Beaucoup attribueront la poussée des taux obligataires en fin d’été à la remontée récente de l’IPC, au risque de nouvelles pressions à la hausse liées au renchérissement du pétrole (+30 % au troisième trimestre) et aux négociations salariales. Fait intéressant, cependant, les attentes d’inflation n’ont presque pas varié au cours de la période. En fait, la plus récente poussée provient des taux réels à long terme. Cela reflète la thèse des banques centrales voulant que les taux soient appelés à rester élevés plus longtemps, les marchés commençant à intégrer le fait qu’elles sont sérieuses dans leur intention de ramener l’inflation à la cible.

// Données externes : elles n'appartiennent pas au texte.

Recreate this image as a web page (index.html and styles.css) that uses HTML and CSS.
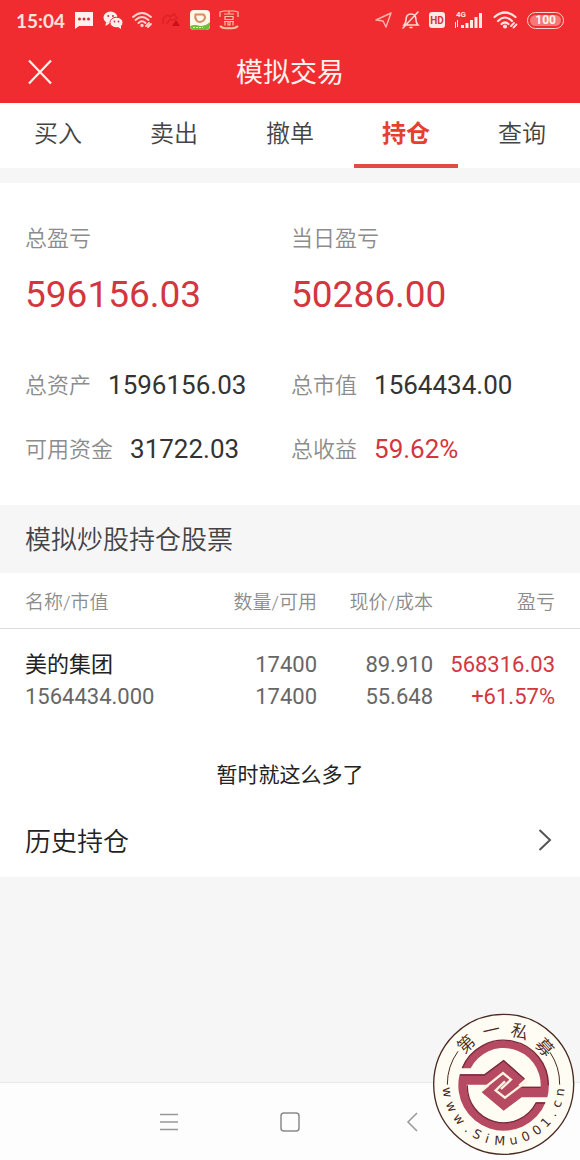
FILE: index.html
```html
<!DOCTYPE html>
<html lang="zh-CN">
<head>
<meta charset="utf-8">
<meta name="viewport" content="width=device-width, initial-scale=1">
<title>模拟交易</title>
<link rel="stylesheet" href="styles.css">
</head>
<body>
<div class="app">
  <header class="header">
    <div class="status">
      <div class="status-group">
        <span class="clock">15:04</span>
        <svg class="icon" width="20" height="20" viewBox="0 0 20 20"><path d="M1 2h18v14H5l-4 3z" fill="#fff0ed"/><g fill="#c9303a"><circle cx="5.500" cy="9" r="1.500"/><circle cx="10" cy="9" r="1.500"/><circle cx="14.500" cy="9" r="1.500"/></g></svg>
        <svg class="icon" width="20" height="20" viewBox="0 0 20 20"><g fill="#fff0ed"><ellipse cx="7.500" cy="7.500" rx="7" ry="6"/><path d="M3 12l-.5 4 4-2.500z"/><ellipse cx="13.500" cy="12.500" rx="6.500" ry="5.300" stroke="#f02c30"/><path d="M15 17l3 2v-4z"/></g><g fill="#c9303a"><circle cx="5.300" cy="6" r="1"/><circle cx="10" cy="6" r="1"/><circle cx="11.500" cy="11.500" r=".9"/><circle cx="15.500" cy="11.500" r=".9"/></g></svg>
        <svg class="icon" width="20" height="20" viewBox="0 0 20 20" fill="none" stroke="#ffd3ce" stroke-width="1.800" stroke-linecap="round"><path d="M1 7q9-8 18 0M3.500 10q6.500-6 13 0M6.500 13q3.500-3.500 7 0"/><circle cx="10" cy="15.500" r=".8" fill="#ffd3ce"/><path d="M14 16l3-3M16 17l3-3"/></svg>
        <svg class="icon" width="20" height="20" viewBox="0 0 20 20"><path d="M2 14q-1-7 5-9l2 2 4-3 3 4-3 2H8l-2 4" fill="none" stroke="#dc2228" stroke-width="1.500"/><path d="M11 16l4-6 4 6z" fill="#cf0f18"/></svg>
        <svg class="icon" width="20" height="20" viewBox="0 0 20 20"><rect width="20" height="20" rx="4" fill="#fff7e8"/><path d="M5.500 4.500h8q3 3 0 6-4 3-7 0-2-3-1-6z" fill="none" stroke="#d68c68" stroke-width="2"/><path d="M0 16q5-2 10 0 6 0 10-4v4q-1 4-4 4H4q-3 0-4-4z" fill="#71bd3c"/><path d="M3 17.500h10" stroke="#e4f4c8" stroke-dasharray="2 1"/></svg>
        <svg class="icon" width="20" height="20" viewBox="0 0 20 20" fill="none" stroke="#f6c2a4" stroke-width="1.200"><path d="M1 7V2l4-1h10l4 1v5"/><path d="M10 1v3M5 4h10M6 6.500h8v3H6zM5 11.500h10M6 11.500v4M14 11.500v4M9 12v3h2v-3"/><path d="M1 16q3 3 9 2 6 1 9-2" stroke-width="2"/></svg>
      </div>
      <div class="status-group status-right">
        <svg class="icon" width="18" height="20" viewBox="0 0 18 20" fill="none" stroke="#ffb0aa" stroke-width="1.500" stroke-linejoin="round"><path d="M1 10l15-7-5 14-3-6z"/></svg>
        <svg class="icon" width="20" height="20" viewBox="0 0 20 20" fill="none" stroke="#ffd9d4" stroke-width="1.600" stroke-linecap="round"><path d="M3 15h14q-2-2-2-5 0-6-5-6T5 10q0 3-2 5zM9 17.500h2M2 18L17 2"/></svg>
        <svg class="icon" width="16" height="20" viewBox="0 0 16 20"><rect y="2" width="16" height="16" rx="3" fill="#ffe9e5"/><text class="hd" x="8" y="14" text-anchor="middle">HD</text></svg>
        <svg class="icon" width="32" height="24" viewBox="0 0 32 24"><text class="net" x="3" y="9">4G</text><g fill="#ffe9e5"><path d="M2 14h1v6H2zM4 12h1v7H4zM8 17h3v3H8zM12.500 15h3v5h-3zM17 12h3v8h-3zM21.500 9h3v11h-3zM26 5h3v15h-3z"/></g></svg>
        <svg class="icon" width="26" height="20" viewBox="0 0 26 20" fill="none" stroke="#ffe3df" stroke-width="2.200" stroke-linecap="round"><path d="M1.500 7q10.500-9 21 0M5 11q7-7 14 0M8.500 14q3.500-3 7 0"/><circle cx="12" cy="16.500" r="1" fill="#ffe3df"/><path d="M18 16l3-3M20.500 17.500l3-3" stroke-width="1.800"/></svg>
        <span class="battery"><span class="battery-level">100</span></span>
      </div>
    </div>
    <div class="titlebar">
      <button class="close" type="button" aria-label="关闭"><svg width="26" height="26" viewBox="0 0 26 26" fill="none" stroke="#fff0e8" stroke-width="2.200"><path d="M2 1.500l22 23M24 1.500l-22 23"/></svg></button>
      <h1 class="title">模拟交易</h1>
    </div>
  </header>

  <nav class="tabs">
    <a class="tab" href="#buy">买入</a>
    <a class="tab" href="#sell">卖出</a>
    <a class="tab" href="#cancel">撤单</a>
    <a class="tab tab-active" href="#hold" aria-current="page">持仓</a>
    <a class="tab" href="#query">查询</a>
  </nav>

  <main class="main">
    <section class="summary">
      <div class="total"><span class="label">总盈亏</span><span class="big">596156.03</span></div>
      <div class="total"><span class="label">当日盈亏</span><span class="big">50286.00</span></div>
      <div class="fact"><span class="label">总资产</span><span class="value">1596156.03</span></div>
      <div class="fact"><span class="label">总市值</span><span class="value">1564434.00</span></div>
      <div class="fact"><span class="label">可用资金</span><span class="value">31722.03</span></div>
      <div class="fact"><span class="label">总收益</span><span class="value up">59.62%</span></div>
    </section>

    <h2 class="section-title">模拟炒股持仓股票</h2>

    <section class="holdings">
      <table class="table">
        <thead>
          <tr><th class="col-name">名称/市值</th><th class="col-qty">数量/可用</th><th class="col-price">现价/成本</th><th class="col-gain">盈亏</th></tr>
        </thead>
        <tbody>
          <tr class="row-first"><td class="stock">美的集团</td><td>17400</td><td>89.910</td><td class="up">568316.03</td></tr>
          <tr class="row-second"><td>1564434.000</td><td>17400</td><td>55.648</td><td class="up">+61.57%</td></tr>
        </tbody>
      </table>
      <p class="end">暂时就这么多了</p>
      <a class="history" href="#history"><span>历史持仓</span>
        <svg width="14" height="24" viewBox="0 0 14 24" fill="none" stroke="#555" stroke-width="2"><path d="M1.500 2l10.500 10L1.500 22"/></svg>
      </a>
    </section>
  </main>

  <footer class="system">
    <button class="key" type="button" aria-label="菜单"><svg width="20" height="20" viewBox="0 0 20 20" stroke="#999" stroke-width="1.500"><path d="M1 2.500h18M1 10h18M1 17.500h18"/></svg></button>
    <button class="key" type="button" aria-label="主页"><svg width="20" height="20" viewBox="0 0 20 20" fill="none" stroke="#8a8a8a" stroke-width="1.500"><rect x="1" y="1" width="18" height="18" rx="3"/></svg></button>
    <button class="key" type="button" aria-label="返回"><svg width="20" height="20" viewBox="0 0 20 20" fill="none" stroke="#999" stroke-width="1.500"><path d="M16 1L7 10l9 9"/></svg></button>
  </footer>

  <svg class="seal" viewBox="0 0 465 465" role="img" aria-label="第一私募 www.SiMu001.cn">
    <circle cx="236" cy="238" r="210" fill="#fffdf3" stroke="#4a2a22" stroke-width="4"/>
    <path d="M67 239A169 169 0 0 1 99 139M404 239A169 169 0 0 0 375 142" fill="none" stroke="#4a2a22" stroke-width="3"/>
    <g fill="#b54a62">
      <path d="M110 190A136 136 0 0 1 367 277H290L236 317L170 262L236 206L288 245H347A111 111 0 0 0 137 190Z"/>
      <path d="M104 208H178L236 165L300 222L236 278L186 239H125A111 111 0 0 0 335 292H362A136 136 0 0 1 104 208Z"/>
    </g>
    <g fill="none" stroke="#7a2a3e" stroke-width="4">
      <path d="M112 189A134 134 0 0 1 370 241M105 210H178L236 167L298 222M127 241A109 109 0 0 0 333 294H360M290 247H347"/>
    </g>
    <g fill="none" stroke="#fff3df" stroke-width="7">
      <path d="M168 257L234 204L258 224L228 252"/>
      <path d="M306 228L240 278L212 256L240 229"/>
    </g>
    <g class="seal-name" text-anchor="middle">
      <text x="236" y="91" transform="rotate(-43 236 238)">第</text>
      <text x="236" y="91" transform="rotate(-13 236 238)">一</text>
      <text x="236" y="91" transform="rotate(17 236 238)">私</text>
      <text x="236" y="91" transform="rotate(48 236 238)">募</text>
    </g>
    <g class="seal-url" text-anchor="middle">
      <text x="236" y="421" transform="rotate(82 236 238)">w</text>
      <text x="236" y="421" transform="rotate(67 236 238)">w</text>
      <text x="236" y="421" transform="rotate(52 236 238)">w</text>
      <text x="236" y="421" transform="rotate(39 236 238)">.</text>
      <text x="236" y="421" transform="rotate(28 236 238)">S</text>
      <text x="236" y="421" transform="rotate(17 236 238)">i</text>
      <text x="236" y="421" transform="rotate(4 236 238)">M</text>
      <text x="236" y="421" transform="rotate(-10 236 238)">u</text>
      <text x="236" y="421" transform="rotate(-23 236 238)">0</text>
      <text x="236" y="421" transform="rotate(-36 236 238)">0</text>
      <text x="236" y="421" transform="rotate(-48 236 238)">1</text>
      <text x="236" y="421" transform="rotate(-59 236 238)">.</text>
      <text x="236" y="421" transform="rotate(-70 236 238)">c</text>
      <text x="236" y="421" transform="rotate(-82 236 238)">n</text>
    </g>
  </svg>
</div>
</body>
</html>
```
FILE: styles.css
```css
* { box-sizing: border-box; }
body {
  margin: 0;
  background: #f6f6f7;
  color: #333;
  font-family: Roboto, "Noto Sans CJK SC", sans-serif;
}
a { color: inherit; text-decoration: none; }
button { border: 0; padding: 0; background: none; font: inherit; }
h1, h2, p { margin: 0; font-weight: 400; }
svg { display: block; flex: none; }

.app { position: relative; display: flex; flex-direction: column; min-height: 100vh; }

.header { background: #f02c30; color: #fff4ee; }
.status { display: flex; justify-content: space-between; align-items: center; height: 40px; padding: 0 16px; }
.status-group { display: flex; align-items: center; gap: 9px; }
.status-right { gap: 8px; }
.clock { font-family: Lato, sans-serif; font-size: 19px; font-weight: 700; color: #ffe3df; }
.hd { font-family: Roboto, sans-serif; font-size: 10px; font-weight: 700; fill: #d8343a; }
.net { font-family: Roboto, sans-serif; font-size: 8px; font-weight: 700; fill: #ffe3df; }
.battery { display: flex; height: 17px; padding: 2px; border: 1px solid #ffd3ce; border-radius: 9px; }
.battery-level { padding: 0 5px; border-radius: 7px; background: #f5797a; color: #fff4ee; font-size: 12px; font-weight: 700; line-height: 11px; }

.titlebar { display: grid; grid-template-columns: 48px 1fr 48px; align-items: center; height: 63px; padding: 0 16px; }
.close { justify-self: center; }
.title { padding-top: 2px; text-align: center; font-size: 27px; line-height: 40px; }

.tabs { display: grid; grid-template-columns: repeat(5, 1fr); height: 65px; background: #fff; }
.tab { display: flex; justify-content: center; margin: 0 6px; padding-top: 13px; border-bottom: 4px solid transparent; color: #444; font-size: 24px; font-weight: 350; line-height: 36px; }
.tab-active { border-color: #e04b45; color: #e5402f; font-weight: 700; }

.main { flex: 1; padding-top: 15px; }
.summary { display: grid; grid-template-columns: 1fr 1fr; column-gap: 2px; padding: 38px 25px 24px; background: #fff; }
.total { display: flex; flex-direction: column; gap: 12px; height: 132px; }
.label { color: #8c8c8c; font-size: 22px; font-weight: 350; line-height: 36px; }
.big { color: #d3363f; font-size: 37px; line-height: 52px; }
.fact { display: flex; align-items: center; gap: 17px; height: 64px; }
.fact .label { padding-top: 2px; }
.value { font-size: 26px; line-height: 36px; }

.section-title { height: 68px; padding: 2px 0 0 25px; color: #444; font-size: 26px; font-weight: 350; line-height: 66px; }

.holdings { background: #fff; }
.table { width: 100%; border-collapse: collapse; table-layout: fixed; color: #666; font-size: 22px; text-align: right; }
.table th { height: 55px; padding: 0 2px 0 0; border-bottom: 1px solid #ddd; color: #8c8c8c; font-size: 19px; font-weight: 350; }
.table td { padding: 0 2px 0 0; line-height: 32px; }
.table th:first-child, .table td:first-child { padding-left: 25px; text-align: left; }
.table th:last-child, .table td:last-child { padding-right: 25px; }
.col-name { width: 35%; }
.col-qty { width: 20%; }
.col-price { width: 20%; }
.col-gain { width: 25%; }
.table .row-first td { padding-top: 20px; }
.table .stock { color: #222; }
.table .up, .up { color: #d3363f; }
.end { padding: 47px 0 13px; color: #222; font-size: 21px; line-height: 30px; text-align: center; }
.history { display: flex; justify-content: space-between; align-items: center; height: 74px; padding: 0 28px 0 25px; color: #222; font-size: 26px; font-weight: 350; }

.system { display: flex; justify-content: center; align-items: center; gap: 101px; height: 78px; border-top: 1px solid #e8e8e8; background: #fdfdfd; }

.seal { position: absolute; right: 0; bottom: 0; width: 155px; height: 155px; }
.seal-name { font-family: "Noto Sans CJK SC", sans-serif; font-size: 52px; font-weight: 350; fill: #4a2a22; }
.seal-url { font-family: "DejaVu Sans", sans-serif; font-size: 38px; fill: #4a2a22; }
```
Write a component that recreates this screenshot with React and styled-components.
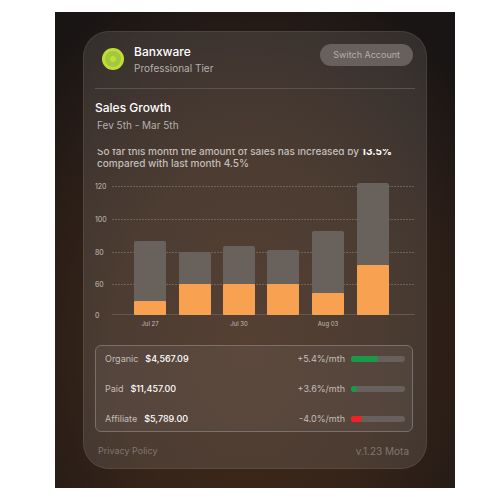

Par conséquent, les courbes des taux entre 2 et 10 ans s’accentuent de nouveau progressivement, s’éloignant de leurs niveaux d’inversion extrêmes, ce qui motive d’autant plus les investisseurs à délaisser les liquidités et les placements à court terme. Alors qu’on s’attendait à ce que la baisse des taux à court terme dicte le mouvement, c’est en fait le segment à long terme qui s’adapte au fait que 1) l’inflation mettra du temps à revenir à 2 %, 2) les baisses de taux sont remises à plus tard et ne seront sans doute pas aussi rapides et importantes qu’après le dernier cycle de resserrement, et 3) les déficits budgétaires élevés, l’offre accrue d’obligations d’État et la diminution des achats des banques centrales et des investisseurs internationaux exercent une pression sur les taux réels à long terme.
L’essoufflement des marchés du travail, le ralentissement de la croissance économique et l’effet décalé des hausses de taux d’intérêt devraient contribuer à stabiliser l’effet à court terme de l’accélération de l’inflation. Les marchés restent partagés quant aux prochaines décisions de politique monétaire, estimant la probabilité d’un autre tour de vis à environ 33 % aux États-Unis d’ici novembre et à plus de 50 % au Canada d’ici début 2024.
Même si la Banque du Canada et la Réserve fédérale renoncent à relever à nouveau leurs taux, la simple menace d’un tour de vis tiendra les marchés en haleine et maintiendra probablement la volatilité à un niveau élevé. En raison d’une inflation tenace et d’une économie américaine encore relativement vigoureuse, le risque de hausse des taux d’intérêt à long terme persiste à court terme. C’est pourquoi nous recommandons de maintenir une duration neutre par rapport à l’indice de référence, car elle offre selon nous un bon équilibre entre revenu et protection.
Certes, le fait que les prix des obligations et la valeur des portefeuilles diminuent alors que les taux obligataires atteignent de nouveaux sommets de 15 ans est préoccupant; cependant, malgré ce contexte difficile, les bonnes nouvelles ne manquent pas. La combinaison actuelle de taux réels élevés (hors inflation) et d’obligations à fort escompte fiscalement rentables joue en faveur des investisseurs. De plus, contrairement à ce qui était le cas en début d’année, les taux obligataires plus élevés offrent une plus grande protection contre la montée des taux d’intérêt.
Enfin, même si le prix d’une obligation devient très inférieur à sa valeur nominale par suite de la hausse des taux actuels, cela ne change rien à sa valeur à l’échéance (100 $). Des prix plus bas signifient seulement que le rendement attendu sera plus élevé d’ici l’échéance. Mais surtout, chaque paiement de coupon futur sera probablement réinvesti à un taux d’intérêt plus élevé : par conséquent, le rendement global de l’obligation sur la période de détention dépassera le taux contractuel original.